Il Corsaro Nero è un romanzo d'avventura di Emilio Salgari. Fu il primo di una serie di cinque romanzi collettivamente noti col titolo I corsari delle Antille, e avente come protagonista il personaggio del Corsaro Nero (Emilio di Roccabruna, signore di Ventimiglia) o suoi parenti stretti.

Ai fatti raccontati ne "Il Corsaro Nero" fanno seguito quelli raccontati ne La regina dei Caraibi, che è anche l'antefatto di Jolanda, la figlia del Corsaro Nero, altre due opere di Salgari.

L'Autore[modifica]

Per approfondire questo argomento, consulta la pagina Emilio Salgari (superiori).
Emilio Salgari

Emilio Carlo Giuseppe Maria Salgàri (Verona, 21 agosto 1862 – Torino, 25 aprile 1911) è stato uno scrittore italiano di romanzi d'avventura molto popolari.

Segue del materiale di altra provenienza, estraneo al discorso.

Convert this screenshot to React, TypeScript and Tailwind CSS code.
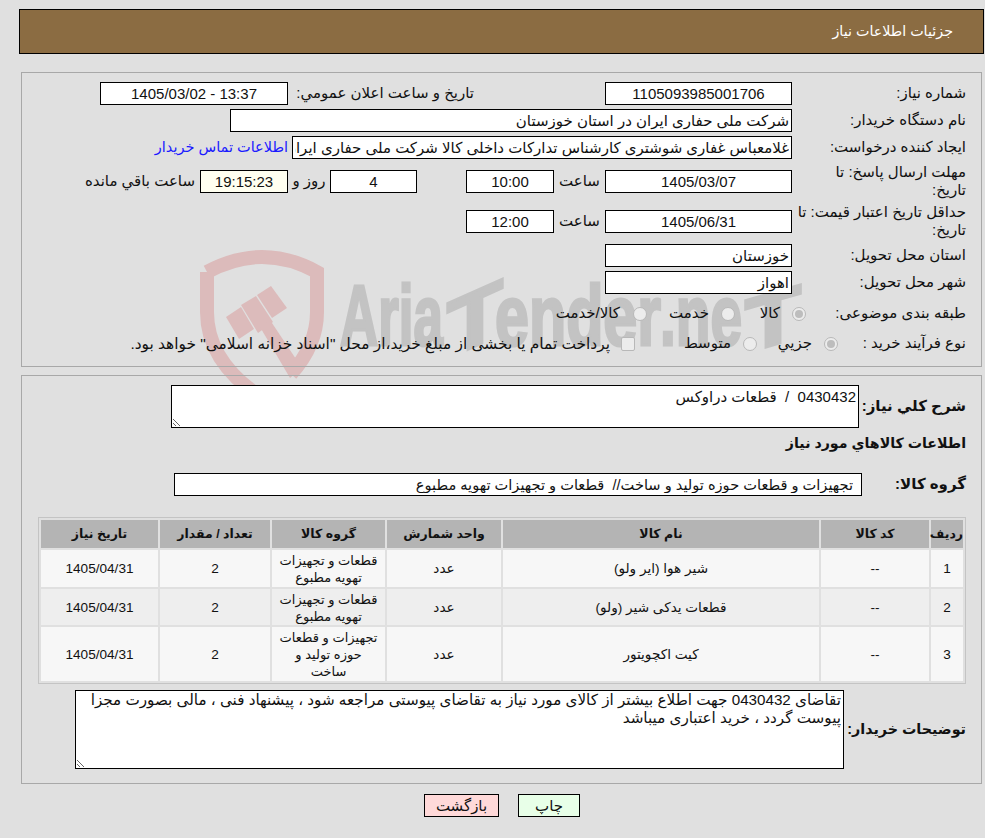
import React from "react";

const inputBase = "h-[23px] border border-black px-[2px] text-[#111] outline-none shrink-0";

function Field({ value, className = "", yellow = false }: { value: string; className?: string; yellow?: boolean }) {
  return <input readOnly value={value} className={`${inputBase} ${yellow ? "bg-[#fffff0]" : "bg-white"} ${className}`} />;
}

function Radio({ checked = false }: { checked?: boolean }) {
  return (
    <span className="flex h-[14px] w-[14px] shrink-0 items-center justify-center rounded-full border border-[#b8b8b8] bg-[#ececec]">
      {checked && <span className="h-[8px] w-[8px] rounded-full bg-[#bdbdbd]" />}
    </span>
  );
}

function Watermark() {
  const textClass = "fill-[#c3c3c3] stroke-[#c3c3c3] stroke-[3px] font-bold";
  return (
    <svg className="absolute left-0 top-0 h-[838px] w-[985px] [direction:ltr]" viewBox="0 0 985 838">
      <g fill="none" stroke="#dcbbbb" strokeWidth="14">
        <path d="M207 272 Q235 257 262 257 Q290 257 317 272 V312 Q317 345 291 374" />
        <path d="M207 272 V312 Q207 362 262 398" />
      </g>
      <g fill="#dcbbbb">
        <polygon points="226,317 241,307 254,329 239,339" />
        <polygon points="241,305 256,296 273,322 258,333" />
        <polygon points="257,295 271,286 287,308 272,318" />
        <polygon points="260,327 270,320 302,368 290,378" />
      </g>
      <text x="340" y="345" fontSize="86" textLength="103" lengthAdjust="spacingAndGlyphs" className={textClass}>Aria</text>
      <text x="447" y="345" fontSize="80" textLength="56" lengthAdjust="spacingAndGlyphs" transform="translate(478 345) skewY(-24) translate(-478 -345)" className={textClass}>T</text>
      <text x="495" y="345" fontSize="86" textLength="166" lengthAdjust="spacingAndGlyphs" className={textClass}>ender</text>
      <text x="660" y="345" fontSize="86" textLength="82" lengthAdjust="spacingAndGlyphs" className={textClass}>.ne</text>
      <text x="745" y="345" fontSize="76" textLength="56" lengthAdjust="spacingAndGlyphs" transform="translate(773 345) skewY(-16) translate(-773 -345)" className={textClass}>T</text>
    </svg>
  );
}

const rows = [
  { n: "1", code: "--", name: "شیر هوا (ایر ولو)", unit: "عدد", group: ["قطعات و تجهیزات", "تهویه مطبوع"], qty: "2", date: "1405/04/31", h: "h-[37px]", bg: "bg-[#f7f7f7]" },
  { n: "2", code: "--", name: "قطعات یدکی شیر (ولو)", unit: "عدد", group: ["قطعات و تجهیزات", "تهویه مطبوع"], qty: "2", date: "1405/04/31", h: "h-[36px]", bg: "bg-[#eeeeee]" },
  { n: "3", code: "--", name: "کیت اکچویتور", unit: "عدد", group: ["تجهیزات و قطعات", "حوزه تولید و", "ساخت"], qty: "2", date: "1405/04/31", h: "h-[54px]", bg: "bg-[#f7f7f7]" },
];

const headers = ["ردیف", "کد کالا", "نام کالا", "واحد شمارش", "گروه کالا", "تعداد / مقدار", "تاریخ نیاز"];

export default function App() {
  return (
    <div dir="rtl" className="relative h-[838px] w-[985px] overflow-hidden bg-[#e0e0e0] font-['Liberation_Sans','DejaVu_Sans',sans-serif] text-[15px] text-[#111]">
      <Watermark />
      <div className="relative">
        <div className="mr-px ml-[19px] mt-[9px] flex h-[45px] items-center border border-black bg-[#8b6c42] pr-[30px] text-[14.3px] text-white">
          جزئیات اطلاعات نیاز
        </div>

        <section className="mr-[3px] ml-[21px] mt-[18px] h-[295px] border border-[#a8a8a8] pt-[9px]">
          <div className="flex h-[23px] items-center">
            <label className="w-[189px] shrink-0 pr-[15px]">شماره نیاز:</label>
            <Field value="1105093985001706" className="w-[187px] text-center" />
            <label className="mr-[131px] w-[186px] shrink-0">تاریخ و ساعت اعلان عمومي:</label>
            <Field value="13:37 - 1405/03/02" className="w-[188px] text-center" />
          </div>
          <div className="mt-[4px] flex h-[23px] items-center">
            <label className="w-[189px] shrink-0 pr-[15px]">نام دستگاه خریدار:</label>
            <Field value="شرکت ملی حفاری ایران در استان خوزستان" className="w-[562px]" />
          </div>
          <div className="mt-[4px] flex h-[23px] items-center">
            <label className="w-[189px] shrink-0 pr-[15px]">ایجاد کننده درخواست:</label>
            <Field value="غلامعباس غفاری شوشتری کارشناس تدارکات داخلی کالا شرکت ملی حفاری ایران در استان خوزستان" className="w-[500px]" />
            <a className="mr-[4px] text-[14.5px] text-[#1a1aff]">اطلاعات تماس خریدار</a>
          </div>
          <div className="mt-[4px] flex h-[36px] items-center">
            <label className="w-[189px] shrink-0 pr-[15px] leading-[18px]">مهلت ارسال پاسخ: تا<br />تاریخ:</label>
            <Field value="1405/03/07" className="w-[187px] text-center" />
            <span className="w-[51px] shrink-0 text-center">ساعت</span>
            <Field value="10:00" className="w-[88px] text-center" />
            <span className="w-[49px] shrink-0" />
            <Field value="4" className="w-[87px] text-center" />
            <span className="w-[42px] shrink-0 text-center">روز و</span>
            <Field value="19:15:23" yellow className="w-[88px] text-center" />
            <span className="mr-[5px]">ساعت باقي مانده</span>
          </div>
          <div className="mt-[4px] flex h-[36px] items-center">
            <label className="w-[189px] shrink-0 pr-[15px] leading-[18px]">حداقل تاریخ اعتبار قیمت: تا<br />تاریخ:</label>
            <Field value="1405/06/31" className="w-[187px] text-center" />
            <span className="w-[51px] shrink-0 text-center">ساعت</span>
            <Field value="12:00" className="w-[88px] text-center" />
          </div>
          <div className="mt-[5px] flex h-[23px] items-center">
            <label className="w-[189px] shrink-0 pr-[15px]">استان محل تحویل:</label>
            <Field value="خوزستان" className="w-[187px]" />
          </div>
          <div className="mt-[4px] flex h-[23px] items-center">
            <label className="w-[189px] shrink-0 pr-[15px]">شهر محل تحویل:</label>
            <Field value="اهواز" className="w-[187px]" />
          </div>
          <div className="mt-[8px] flex h-[23px] items-center">
            <label className="w-[175px] shrink-0 pr-[15px]">طبقه بندی موضوعی:</label>
            <Radio checked />
            <span className="mr-[12px] w-[45px] shrink-0">کالا</span>
            <Radio />
            <span className="mr-[12px] w-[62px] shrink-0">خدمت</span>
            <Radio />
            <span className="mr-[13px]">کالا/خدمت</span>
          </div>
          <div className="mt-[7px] flex h-[23px] items-center">
            <label className="w-[143px] shrink-0 pr-[15px]">نوع فرآیند خرید :</label>
            <Radio checked />
            <span className="mr-[12px] w-[55px] shrink-0">جزيي</span>
            <Radio />
            <span className="mr-[12px] w-[96px] shrink-0">متوسط</span>
            <span className="h-[14px] w-[14px] shrink-0 rounded-[2px] border border-[#b8b8b8] bg-[#ececec]" />
            <span className="mr-[11px] text-[15.4px]">پرداخت تمام یا بخشی از مبلغ خرید،از محل "اسناد خزانه اسلامی" خواهد بود.</span>
          </div>
        </section>

        <section className="mr-[3px] ml-[21px] mt-[8px] h-[409px] border border-[#a8a8a8] pt-[9px]">
          <div className="flex items-center">
            <label className="w-[122px] shrink-0 pr-[15px] font-bold whitespace-nowrap">شرح كلي نياز:</label>
            <textarea readOnly value="0430432  /  قطعات دراوکس" className="h-[43px] w-[688px] shrink-0 border border-black bg-white px-[2px] text-[#111] outline-none" />
          </div>
          <div className="mt-[6px] h-[18px] pr-[15px] text-[14.2px] font-bold leading-[18px]">اطلاعات كالاهاي مورد نياز</div>
          <div className="mt-[21px] flex h-[23px] items-center">
            <label className="w-[119px] shrink-0 pr-[15px] font-bold">گروه كالا:</label>
            <input readOnly value="تجهیزات و قطعات حوزه تولید و ساخت//  قطعات و تجهیزات تهویه مطبوع" className="h-[23px] w-[688px] shrink-0 border border-black bg-white pr-[8px] text-[14.6px] text-[#111] outline-none" />
          </div>
          <div className="mr-[15px] mt-[21px] w-[928px]">
            <table className="w-[928px] table-fixed border-separate border-spacing-[2px] border border-[#c4c4c4] text-center text-[13.6px]">
              <colgroup>
                <col className="w-[32px]" />
                <col className="w-[108px]" />
                <col className="w-[316px]" />
                <col className="w-[114px]" />
                <col className="w-[113px]" />
                <col className="w-[110px]" />
                <col className="w-[117px]" />
              </colgroup>
              <thead>
                <tr>
                  {headers.map((h) => (
                    <th key={h} className="h-[28px] bg-[#b4b4b4] p-0 text-[12.5px] font-bold whitespace-nowrap">{h}</th>
                  ))}
                </tr>
              </thead>
              <tbody>
                {rows.map((r) => (
                  <tr key={r.n}>
                    <td className={`${r.h} ${r.bg} p-0 pt-[2px]`}>{r.n}</td>
                    <td className={`${r.h} ${r.bg} p-0 pt-[2px]`}>{r.code}</td>
                    <td className={`${r.h} ${r.bg} p-0 pt-[2px]`}>{r.name}</td>
                    <td className={`${r.h} ${r.bg} p-0 pt-[2px]`}>{r.unit}</td>
                    <td className={`${r.h} ${r.bg} p-0 pt-[1px] text-[13px] leading-[17px]`}>
                      {r.group.map((line) => (
                        <span key={line} className="block whitespace-nowrap">{line}</span>
                      ))}
                    </td>
                    <td className={`${r.h} ${r.bg} p-0 pt-[2px]`}>{r.qty}</td>
                    <td className={`${r.h} ${r.bg} p-0 pt-[2px]`}>{r.date}</td>
                  </tr>
                ))}
              </tbody>
            </table>
          </div>
          <div className="mt-[6px] flex items-center">
            <label className="w-[137px] shrink-0 pr-[15px] text-[14.3px] font-bold whitespace-nowrap">توضيحات خريدار:</label>
            <textarea readOnly value="تقاضای 0430432 جهت اطلاع بیشتر از کالای مورد نیاز به تقاضای پیوستی مراجعه شود ، پیشنهاد فنی ، مالی بصورت مجزا پیوست گردد ، خرید اعتباری میباشد" className="h-[79px] w-[769px] shrink-0 border border-black bg-white px-[2px] text-[15.2px] text-[#111] leading-[18px] outline-none" />
          </div>
        </section>

        <div className="mt-[10px] flex justify-center gap-[19px] pl-[19px]">
          <button className="h-[23px] w-[62px] border border-black bg-[#e8ffe8]">چاپ</button>
          <button className="h-[23px] w-[75px] border border-black bg-[#ffd9d9]">بازگشت</button>
        </div>
      </div>
    </div>
  );
}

Autore straordinariamente prolifico, è ricordato soprattutto per essere il "padre" di Sandokan, del ciclo dei pirati della Malesia e quelle dei corsari delle Antille. Scrisse anche romanzi storici, come Cartagine in fiamme, e diverse storie fantastiche, come Le meraviglie del Duemila in cui prefigura la società attuale a distanza di un secolo, un romanzo scientifico precursore della fantascienza in Italia. Molte sue opere hanno avuto trasposizioni cinematografiche e televisive.

La Trama[modifica]

Per approfondire su Wikipedia, vedi la voce Il Corsaro Nero (romanzo).

Metà del Seicento: Inghilterra e Francia combattono contro la potenza degli spagnoli e iniziano ad inviare navi corsare in scorribanda per l'Oceano per combattere quelle nemiche e danneggiare così il commercio delle loro colonie e nel 1625 due navi, con a bordo i primi corsari, gettano l'ancora davanti all'isola di San Cristoforo e vi si stabiliscono. Ma una nave spagnola distrugge dopo cinque anni la loro base e i pochi che riescono a sopravvivere trovano un rifugio all'isola della Tortuga facendone la base di partenza per tutte le loro spedizioni.

Gli abitanti di Santo Domingo però, vedendo che il loro commercio è in pericolo, dopo un attacco riescono a sconfiggerli e ad allontanarli. Un giorno però, i bucanieri e i filibustieri riescono a far ritorno all'isola. Arriva intanto alla Tortuga un nobile italiano circondato dal mistero, un certo Emilio signore di Ventimiglia, Valpenta e Roccabruna. Durante un assedio in Europa, durante la guerra fra Francia e Spagna, gli spagnoli tagliata la ritirata comprano un duca fiammingo, Wan Guld, ordinandogli di tradire i superstiti italo-francesi rifugiatisi in una rocca. Riesce nel suo malvagio piano, ma uccide il fratello maggiore di Emilio, che, dopo essersi miracolosamente salvato dalla carneficina degli Spagnoli, per vendicarsi lo insegue nei Caraibi dove lui e i suoi due fratelli diventano il Corsaro Nero, Rosso e Verde.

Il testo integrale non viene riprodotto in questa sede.